Featured Survivor: Lynn Tolson

LT2008Involvements/Organizations
Co-Founder: Finding Our Voices: Healing Art Activities for Survivors of Sexual Assault

Domestic Violence Emergency Response Team
Domestic Violence & Sexual Assault Victim Advocate
Court Appointed Special Advocate, Pike’s Peak Region
Depression, Bi-Polar Support Alliance (group facilitator)
Women’s Resource Center (group facilitator)
Rape, Abuse, Incest National Network (Speaker’s Bureau)
Sexual Assault and Suicide Attempts (interview)
Sexual Assault as an Antecedent to Suicide (presentation)
Colorado Coalition Against Sexual Assault
Pass the Power Adult Literacy Tutor, Saint Joseph, MO
Colorado Springs “Breaking the Silence” DVD, Colorado Springs, CO
Bachelor’s of Social Work, Missouri Western State University, Saint Joseph, MO

Beyond-the-TearsAuthor: Beyond the Tears: A True Survivor’s Story
Listed at National Sexual Violence Resource Center Library
Required reading: Towson University, Criminal Justice

What helped you most through the process of being a strong survivor?
Counseling helped me through the process. I never would have found healing without the compassionate communication with two special therapists at two different times; coincidentally, both are named “Karen.” I’ve also been inspired by the support to survivors via the internet. Even as recently as five years ago, there was no discussion of sexual assault other than in the confines of counseling. Now, support services are readily available. I’ve also used art to gain strength. I learned that I did not have to be an artist with a fully formed product. Art therapy served as healing process. For me, the foundation for strength as a survivor is in therapy.

What are your goals?
My goals have a back-story: When I was in my twenties, my therapist told me I had a story of hope to tell, and that I should write it. She knew only half of it! At the time, there were few, if any, books about surviving drug and alcohol abuse, and suicide attempts. I was a real estate agent and every day I felt unfulfilled, as if I was not living my truth. In my forties, the truth came to me in a drawing. I was sketching sunflowers when my hand wrote, “My brother molested me.” When I acknowledged the phrase within the shape, I rewrote it: “I was molested by my brother.” At the time, the words that reflect the acts, such as incest, rape, sexual assault, child abuse, sexual abuse, were way too scary. At age forty-three, I was telling my self for the first time. I entered therapy again, and disclosed the experiences of sexual assault by my father and brother. I learned how the drug and alcohol abuse, as well as suicide attempts, were related to sexual abuse. I was becoming an agent of change for my self. My second counselor, two decades from the first therapist, told me I had a story of healing to share. However, I was not going to use those terrible words or put my experiences in writing.

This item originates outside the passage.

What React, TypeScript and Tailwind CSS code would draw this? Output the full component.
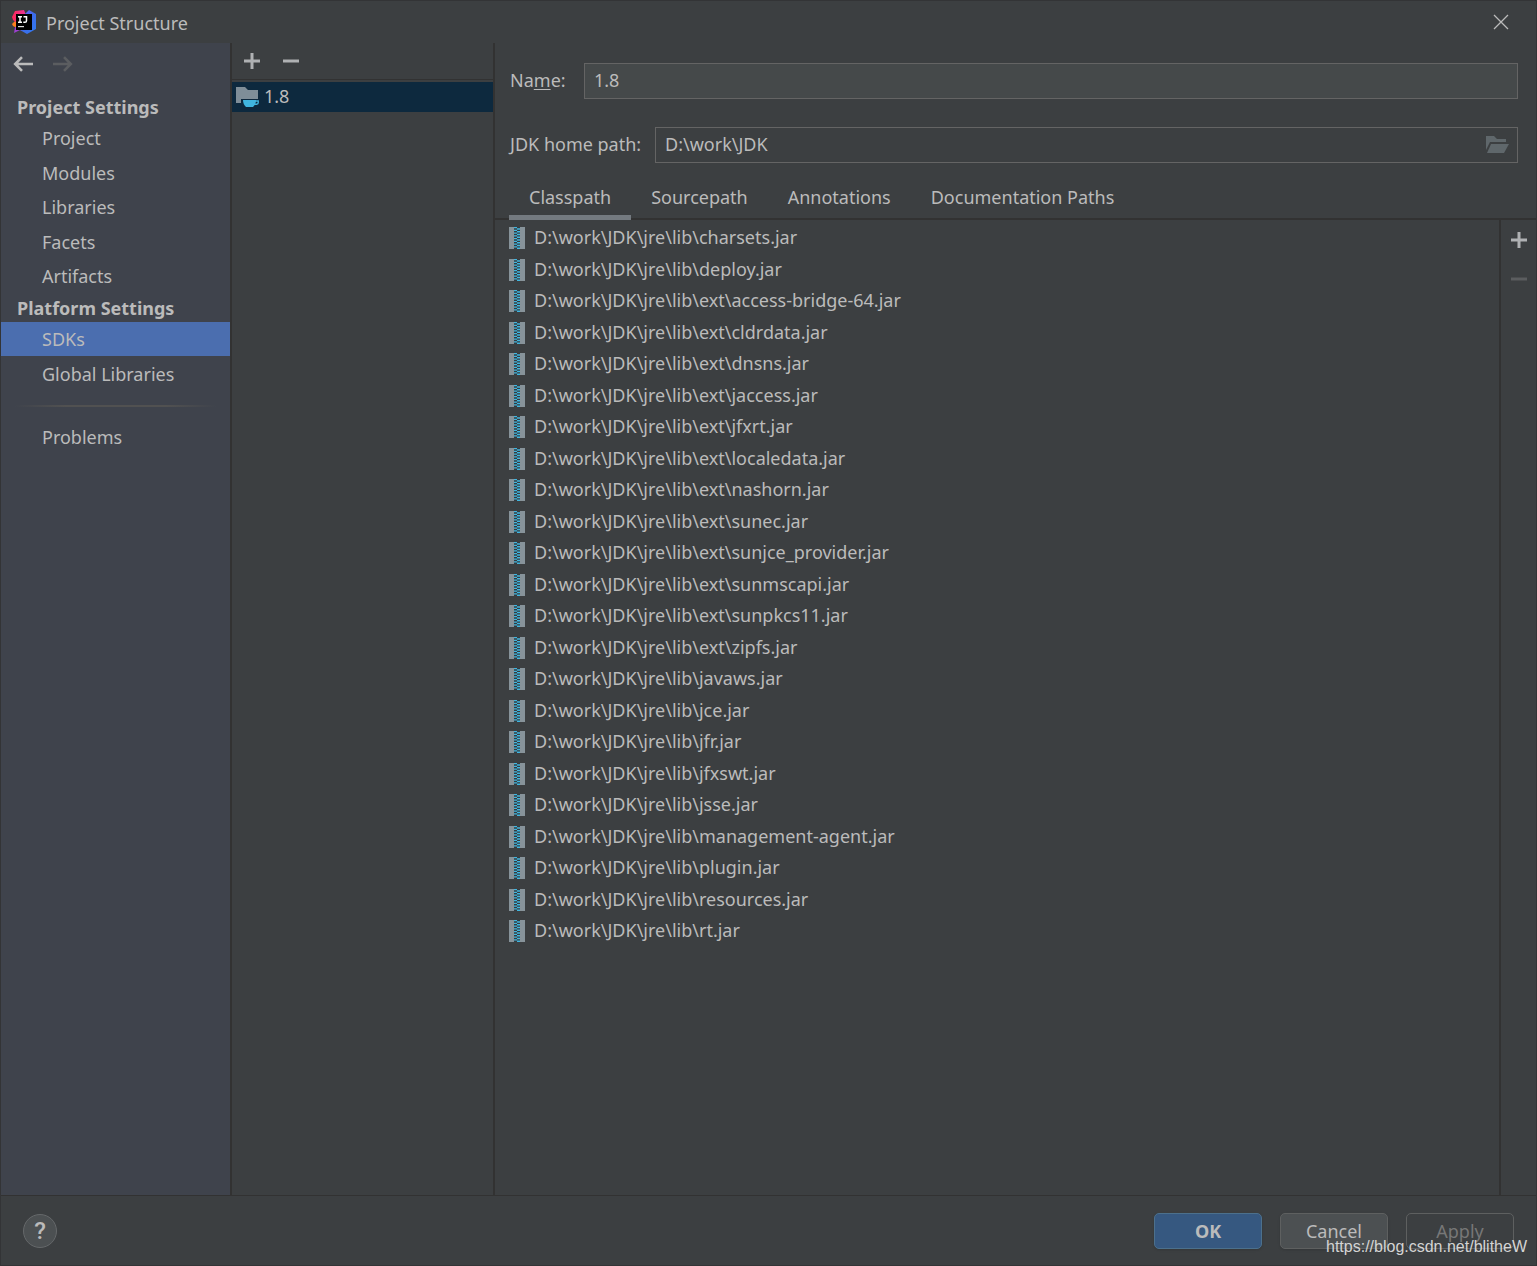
import type { InputHTMLAttributes } from "react";

const projectItems = ["Project", "Modules", "Libraries", "Facets", "Artifacts"];
const platformItems = ["SDKs", "Global Libraries"];
const tabs = ["Classpath", "Sourcepath", "Annotations", "Documentation Paths"];

const jars = [
  "charsets.jar",
  "deploy.jar",
  "ext\\access-bridge-64.jar",
  "ext\\cldrdata.jar",
  "ext\\dnsns.jar",
  "ext\\jaccess.jar",
  "ext\\jfxrt.jar",
  "ext\\localedata.jar",
  "ext\\nashorn.jar",
  "ext\\sunec.jar",
  "ext\\sunjce_provider.jar",
  "ext\\sunmscapi.jar",
  "ext\\sunpkcs11.jar",
  "ext\\zipfs.jar",
  "javaws.jar",
  "jce.jar",
  "jfr.jar",
  "jfxswt.jar",
  "jsse.jar",
  "management-agent.jar",
  "plugin.jar",
  "resources.jar",
  "rt.jar",
];

const Logo = () => (
  <svg className="size-6" viewBox="0 0 24 24" aria-hidden="true">
    <defs>
      <linearGradient id="logo-blue" x1="0" y1="0" x2="1" y2="1">
        <stop offset="0" stopColor="#7a5cff" />
        <stop offset="0.5" stopColor="#3d6bea" />
        <stop offset="1" stopColor="#2f7bf0" />
      </linearGradient>
      <linearGradient id="logo-pink" x1="0" y1="0" x2="1" y2="0">
        <stop offset="0" stopColor="#fe2857" />
        <stop offset="1" stopColor="#e8359a" />
      </linearGradient>
    </defs>
    <path d="M0 14l5-5v9l-4-2z" fill="#fc801d" />
    <path d="M3 17h8l3 5-6-2-6 3z" fill="#9d3fd0" />
    <path d="M3 1l9-1 2 5-9 8-4-3-1-3z" fill="url(#logo-pink)" />
    <path d="M13 4l4-4 7 4v15l-9 5-7-4z" fill="url(#logo-blue)" />
    <path d="M4 4h16v16H4z" fill="#000" />
    <path
      d="M6 6.700h4M8 6.700v5.600M6 12.300h4M11.500 6.700h3v4q0 1.600-1.600 1.600h-1.600"
      fill="none"
      stroke="#fff"
      strokeWidth="1.500"
    />
    <path d="M6 16h6v1.200H6z" fill="#ddd" />
  </svg>
);

const ArrowIcon = () => (
  <svg className="size-6" viewBox="0 0 24 24" fill="none" stroke="currentColor" strokeWidth="2.600">
    <path d="M22 12H4M11 5.200L4.200 12l6.800 6.800" />
  </svg>
);

const PlusIcon = () => (
  <svg className="size-4" viewBox="0 0 16 16" fill="currentColor">
    <path d="M6.500 0h3v6.500H16v3H9.500V16h-3V9.500H0v-3h6.500z" />
  </svg>
);

const MinusIcon = () => (
  <svg className="size-4" viewBox="0 0 16 16" fill="currentColor">
    <path d="M0 6.500h16v3H0z" />
  </svg>
);

const SdkIcon = () => (
  <svg className="size-6" viewBox="0 0 24 24" aria-hidden="true">
    <path d="M0 2h9l3 3h10v9H5v4H0z" fill="#7f8e98" />
    <path d="M7 15h13c0 3-1 5-3 7h-7c-2-2-3-4-3-7z" fill="#40b6e0" />
    <path d="M18 16h4.200v1.800q0 1.400-1.600 1.400H18" fill="none" stroke="#40b6e0" strokeWidth="1.400" />
  </svg>
);

const JarIcon = () => (
  <svg className="h-[22px] w-4 shrink-0" viewBox="0 0 16 22" aria-hidden="true">
    <path d="M0 0h5v22H0zM11 0h5v22h-5z" fill="#87939a" />
    <path d="M5 0h6v22H5z" fill="#353b3f" />
    <path d="M6.500 0v22" stroke="#40b6e0" strokeWidth="3" strokeDasharray="1.300 1.450" />
    <path
      d="M9.500 0v22"
      stroke="#40b6e0"
      strokeWidth="3"
      strokeDasharray="1.300 1.450"
      strokeDashoffset="1.400"
    />
  </svg>
);

const FolderIcon = () => (
  <svg className="h-[18px] w-6" viewBox="0 0 24 18" fill="currentColor">
    <path d="M0 0h8l3 3h9v3H4L0 14z" />
    <path d="M5 8h18l-5 9H1z" />
  </svg>
);

type SideItemProps = {
  label: string;
  active?: boolean;
};

const SideItem = ({ label, active }: SideItemProps) => (
  <li className="h-[34px] odd:h-[35px]">
    <a
      href="#"
      className={`flex h-[34px] items-center pl-[41px] ${active ? "bg-[#4b6eaf]" : ""}`}
    >
      {label}
    </a>
  </li>
);

type FieldProps = InputHTMLAttributes<HTMLInputElement>;

const Field = (props: FieldProps) => (
  <input
    type="text"
    className="h-9 w-full min-w-0 border border-[#646464] bg-[#45494a] px-[9px] pb-[2px] outline-none read-only:bg-[#3c3f41]"
    {...props}
  />
);

const App = () => {
  return (
    <div className="flex min-h-screen flex-col border border-[#333436] bg-[#3c3f41] font-['Noto_Sans',sans-serif] text-[18px] leading-6 text-[#bbbbbb]">
      <header className="flex h-[42px] items-center justify-between pr-[27px] pl-[11px]">
        <div className="flex items-center gap-[10px]">
          <Logo />
          <h1 className="pt-px">Project Structure</h1>
        </div>
        <button aria-label="Close">
          <svg className="size-4" viewBox="0 0 16 16" stroke="currentColor" strokeWidth="1.300">
            <path d="M1 1l14 14M15 1L1 15" />
          </svg>
        </button>
      </header>

      <main className="flex grow">
        <nav className="w-[229px] shrink-0 bg-[#3f434c]">
          <div className="flex h-[49px] items-start gap-4 pt-[9px] pl-[10px]">
            <button aria-label="Back">
              <ArrowIcon />
            </button>
            <button aria-label="Forward" disabled className="rotate-180 text-[#5b5d60]">
              <ArrowIcon />
            </button>
          </div>
          <h2 className="flex h-[29px] items-center pl-4 font-bold">Project Settings</h2>
          <ul>
            {projectItems.map((item) => (
              <SideItem key={item} label={item} />
            ))}
          </ul>
          <h2 className="flex h-7 items-center pl-4 font-bold">Platform Settings</h2>
          <ul>
            {platformItems.map((item) => (
              <SideItem key={item} label={item} active={item === "SDKs"} />
            ))}
          </ul>
          <hr className="mx-[14px] mt-[14px] mb-[13px] h-[2px] border-0 bg-[linear-gradient(90deg,transparent,#515151_25%,#515151_75%,transparent)]" />
          <ul>
            <SideItem label="Problems" />
          </ul>
        </nav>

        <section className="w-[265px] shrink-0 border-x-2 border-[#323232]">
          <div className="flex h-[37px] items-center gap-[23px] border-b border-[#323232] pl-3 text-[#afb1b3]">
            <button aria-label="Add SDK">
              <PlusIcon />
            </button>
            <button aria-label="Remove SDK">
              <MinusIcon />
            </button>
          </div>
          <ul className="pt-[2px]">
            <li className="flex h-[30px] items-center gap-1 bg-[#0d293e] pl-1">
              <SdkIcon />
              <span className="pb-[2px]">1.8</span>
            </li>
          </ul>
        </section>

        <section className="flex min-w-0 grow flex-col">
          <div className="flex flex-col gap-7 pt-5 pr-[18px] pl-[15px]">
            <div className="flex items-center">
              <label htmlFor="name" className="w-[74px] shrink-0 pb-[2px]">
                Na<span className="underline underline-offset-2">m</span>e:
              </label>
              <Field id="name" defaultValue="1.8" />
            </div>
            <div className="flex items-center">
              <label htmlFor="home" className="w-[145px] shrink-0 pb-[2px]">
                JDK home path:
              </label>
              <div className="relative grow">
                <Field id="home" readOnly value="D:\work\JDK" />
                <button
                  aria-label="Browse"
                  className="absolute inset-y-0 right-2 text-[#5f676b]"
                >
                  <FolderIcon />
                </button>
              </div>
            </div>
          </div>

          <div
            role="tablist"
            className="mt-[15px] flex h-[42px] border-b-2 border-[#323232] pl-[14px]"
          >
            {tabs.map((tab, index) => (
              <button
                key={tab}
                role="tab"
                aria-selected={index === 0}
                className={`-mb-[2px] border-b-5 px-5 ${
                  index === 0 ? "border-[#747a80]" : "border-transparent"
                }`}
              >
                {tab}
              </button>
            ))}
          </div>

          <div className="flex grow">
            <ul className="grow pt-[2px] pl-[14px]">
              {jars.map((jar) => (
                <li key={jar} className="flex h-8 items-center gap-[9px] even:h-[31px]">
                  <JarIcon />
                  <span className="pb-[2px]">{`D:\\work\\JDK\\jre\\lib\\${jar}`}</span>
                </li>
              ))}
            </ul>
            <div className="flex w-[37px] shrink-0 flex-col items-center gap-[23px] border-l-2 border-[#323232] pt-3 text-[#afb1b3]">
              <button aria-label="Add path">
                <PlusIcon />
              </button>
              <button aria-label="Remove path" disabled className="text-[#5b5d5f]">
                <MinusIcon />
              </button>
            </div>
          </div>
        </section>
      </main>

      <footer className="relative flex h-[70px] items-center justify-between border-t border-[#323232] pr-[22px] pl-[22px]">
        <button
          aria-label="Help"
          className="size-[34px] rounded-full border border-[#65686a] bg-[#4c5052] font-['Roboto',sans-serif] text-[24px] font-medium"
        >
          ?
        </button>
        <div className="flex gap-[18px]">
          <button className="h-9 w-[108px] rounded-[5px] border border-[#4c708c] bg-[#365880] pt-px font-bold shadow-sm">
            OK
          </button>
          <button className="h-9 w-[108px] rounded-[5px] border border-[#5e6060] bg-[#4c5052] pt-px shadow-sm">
            Cancel
          </button>
          <button
            disabled
            className="h-9 w-[108px] rounded-[5px] border border-[#5e6060] pt-px text-[#777777]"
          >
            Apply
          </button>
        </div>
        <span className="absolute right-[9px] bottom-[6px] font-['Liberation_Sans',sans-serif] text-base text-[#d4d4d4]">
          https://blog.csdn.net/blitheW
        </span>
      </footer>
    </div>
  );
};

export default App;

I went back to college to earn a degree in social work. I wanted knowledge about the dynamics that perpetuate sexual violence in our society. Then, I was diagnosed with breast cancer at age forty-eight. The doctors said that if I did nothing about the cancer, I would have six months to seek treatment that might be effective. While enduring chemo “therapy” and multiple surgeries, I wrote my story and decided to publish it, even if it’s “the last thing I do.” The irony is that two decades earlier I was taking my life, then I was fighting for my life! When one person tells me that my story has helped him or her, I finally feel fulfilled.

Now my goals are to use my story to be an agent of change in society. I have started the Project for TEARS: Telling Everyone About Rape & Suicide.

The mission is to:

  • Comfort victims by sharing my story
  • Confront violence by breaking the silence
  • Challenge society via information & action

My goal is to establish this project as a non-profit that reaches a wide audience.

On February 15, 2010, I gave personal testimony to Colorado State Senators related to an amendment to a bill about child abuse. I was able to represent the survivors who cannot speak of crimes until later in life. I used those awful words, and put a face to them. My goal is to continue to speak out with more courage and confidence.

What is your favorite book and why?
My favorite books are those that literally changed my life: The Courage to Heal: A Guide for Women Survivors of Child Sexual Abuse by Ellen Bass & Laura Davis and The Artist’s Way: A Spiritual Path to Higher Creativity by Julia Cameron.

What is your favorite movie?
My favorite movie is a music video: We Are the World 25. It’s great how the producers incorporated updated music and a documentary on Haiti. I’m old enough to have seen the initial airing of We Are the World, which was produced as an AIDS benefit in 1985.

What is a fun fact?
Fashionista! Out of the flannel and into the silk! Out of the sweats and on with the shimmer! Clothe me in bohemian-chic! Adorn me with rock-star sequins and beads! Wrap me in scarves, top me with hats, circle me in bracelets and rings!